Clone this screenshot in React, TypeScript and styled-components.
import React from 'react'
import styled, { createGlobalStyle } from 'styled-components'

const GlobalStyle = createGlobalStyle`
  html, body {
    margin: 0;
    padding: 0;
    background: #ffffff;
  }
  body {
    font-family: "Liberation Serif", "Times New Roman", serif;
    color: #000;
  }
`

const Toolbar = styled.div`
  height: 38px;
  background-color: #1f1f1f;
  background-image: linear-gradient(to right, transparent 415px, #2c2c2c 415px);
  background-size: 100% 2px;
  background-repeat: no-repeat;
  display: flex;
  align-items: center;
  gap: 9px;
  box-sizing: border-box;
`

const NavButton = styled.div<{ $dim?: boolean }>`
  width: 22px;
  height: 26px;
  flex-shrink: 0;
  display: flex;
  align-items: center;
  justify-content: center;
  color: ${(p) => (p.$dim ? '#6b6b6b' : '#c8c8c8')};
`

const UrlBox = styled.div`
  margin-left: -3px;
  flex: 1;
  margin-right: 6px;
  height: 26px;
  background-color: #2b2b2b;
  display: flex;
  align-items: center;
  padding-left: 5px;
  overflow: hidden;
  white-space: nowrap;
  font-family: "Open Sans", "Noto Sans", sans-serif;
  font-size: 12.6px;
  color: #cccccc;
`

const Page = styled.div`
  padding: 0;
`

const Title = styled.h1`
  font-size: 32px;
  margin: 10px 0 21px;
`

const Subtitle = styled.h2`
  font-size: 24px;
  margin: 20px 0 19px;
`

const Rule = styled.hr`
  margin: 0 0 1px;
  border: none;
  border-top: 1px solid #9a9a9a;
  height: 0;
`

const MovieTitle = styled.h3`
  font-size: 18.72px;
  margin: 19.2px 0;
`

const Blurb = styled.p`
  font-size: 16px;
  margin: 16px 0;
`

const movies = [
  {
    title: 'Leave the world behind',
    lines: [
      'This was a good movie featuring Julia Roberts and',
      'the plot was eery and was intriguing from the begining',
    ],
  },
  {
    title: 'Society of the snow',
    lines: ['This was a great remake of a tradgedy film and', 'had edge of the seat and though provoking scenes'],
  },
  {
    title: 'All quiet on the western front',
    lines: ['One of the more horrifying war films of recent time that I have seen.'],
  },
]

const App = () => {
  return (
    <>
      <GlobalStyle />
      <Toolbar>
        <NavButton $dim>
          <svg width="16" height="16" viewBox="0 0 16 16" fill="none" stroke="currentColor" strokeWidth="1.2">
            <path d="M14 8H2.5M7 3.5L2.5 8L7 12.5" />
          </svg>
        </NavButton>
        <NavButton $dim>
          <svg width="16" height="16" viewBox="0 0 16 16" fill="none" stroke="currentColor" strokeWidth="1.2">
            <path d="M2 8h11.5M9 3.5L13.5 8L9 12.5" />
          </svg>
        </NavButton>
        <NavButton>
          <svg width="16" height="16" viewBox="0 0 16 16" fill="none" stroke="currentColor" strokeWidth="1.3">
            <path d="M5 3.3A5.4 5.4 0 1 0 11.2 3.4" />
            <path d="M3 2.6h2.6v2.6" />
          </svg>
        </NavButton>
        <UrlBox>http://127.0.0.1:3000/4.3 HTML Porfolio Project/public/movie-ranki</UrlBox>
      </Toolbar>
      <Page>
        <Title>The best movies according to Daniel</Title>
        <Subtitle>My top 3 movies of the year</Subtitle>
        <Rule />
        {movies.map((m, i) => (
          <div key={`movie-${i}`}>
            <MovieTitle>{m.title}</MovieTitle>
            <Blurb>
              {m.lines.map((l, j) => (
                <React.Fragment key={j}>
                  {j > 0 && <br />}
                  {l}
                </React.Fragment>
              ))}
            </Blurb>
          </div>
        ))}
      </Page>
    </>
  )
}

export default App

__Stated problem__. Reproduce the data in full, exactly as presented.

__Correct result__.
Clone this screenshot in React, TypeScript and styled-components.
import React from 'react'
import styled, { createGlobalStyle } from 'styled-components'

const GlobalStyle = createGlobalStyle`
  html, body {
    margin: 0;
    padding: 0;
    background: #ffffff;
  }
  body {
    font-family: "Liberation Serif", "Times New Roman", serif;
    color: #000;
  }
`

const Toolbar = styled.div`
  height: 38px;
  background-color: #1f1f1f;
  background-image: linear-gradient(to right, transparent 415px, #2c2c2c 415px);
  background-size: 100% 2px;
  background-repeat: no-repeat;
  display: flex;
  align-items: center;
  gap: 9px;
  box-sizing: border-box;
`

const NavButton = styled.div<{ $dim?: boolean }>`
  width: 22px;
  height: 26px;
  flex-shrink: 0;
  display: flex;
  align-items: center;
  justify-content: center;
  color: ${(p) => (p.$dim ? '#6b6b6b' : '#c8c8c8')};
`

const UrlBox = styled.div`
  margin-left: -3px;
  flex: 1;
  margin-right: 6px;
  height: 26px;
  background-color: #2b2b2b;
  display: flex;
  align-items: center;
  padding-left: 5px;
  overflow: hidden;
  white-space: nowrap;
  font-family: "Open Sans", "Noto Sans", sans-serif;
  font-size: 12.6px;
  color: #cccccc;
`

const Page = styled.div`
  padding: 0;
`

const Title = styled.h1`
  font-size: 32px;
  margin: 10px 0 21px;
`

const Subtitle = styled.h2`
  font-size: 24px;
  margin: 20px 0 19px;
`

const Rule = styled.hr`
  margin: 0 0 1px;
  border: none;
  border-top: 1px solid #9a9a9a;
  height: 0;
`

const MovieTitle = styled.h3`
  font-size: 18.72px;
  margin: 19.2px 0;
`

const Blurb = styled.p`
  font-size: 16px;
  margin: 16px 0;
`

const movies = [
  {
    title: 'Leave the world behind',
    lines: [
      'This was a good movie featuring Julia Roberts and',
      'the plot was eery and was intriguing from the begining',
    ],
  },
  {
    title: 'Society of the snow',
    lines: ['This was a great remake of a tradgedy film and', 'had edge of the seat and though provoking scenes'],
  },
  {
    title: 'All quiet on the western front',
    lines: ['One of the more horrifying war films of recent time that I have seen.'],
  },
]

const App = () => {
  return (
    <>
      <GlobalStyle />
      <Toolbar>
        <NavButton $dim>
          <svg width="16" height="16" viewBox="0 0 16 16" fill="none" stroke="currentColor" strokeWidth="1.2">
            <path d="M14 8H2.5M7 3.5L2.5 8L7 12.5" />
          </svg>
        </NavButton>
        <NavButton $dim>
          <svg width="16" height="16" viewBox="0 0 16 16" fill="none" stroke="currentColor" strokeWidth="1.2">
            <path d="M2 8h11.5M9 3.5L13.5 8L9 12.5" />
          </svg>
        </NavButton>
        <NavButton>
          <svg width="16" height="16" viewBox="0 0 16 16" fill="none" stroke="currentColor" strokeWidth="1.3">
            <path d="M5 3.3A5.4 5.4 0 1 0 11.2 3.4" />
            <path d="M3 2.6h2.6v2.6" />
          </svg>
        </NavButton>
        <UrlBox>http://127.0.0.1:3000/4.3 HTML Porfolio Project/public/movie-ranki</UrlBox>
      </Toolbar>
      <Page>
        <Title>The best movies according to Daniel</Title>
        <Subtitle>My top 3 movies of the year</Subtitle>
        <Rule />
        {movies.map((m, i) => (
          <div key={`movie-${i}`}>
            <MovieTitle>{m.title}</MovieTitle>
            <Blurb>
              {m.lines.map((l, j) => (
                <React.Fragment key={j}>
                  {j > 0 && <br />}
                  {l}
                </React.Fragment>
              ))}
            </Blurb>
          </div>
        ))}
      </Page>
    </>
  )
}

export default App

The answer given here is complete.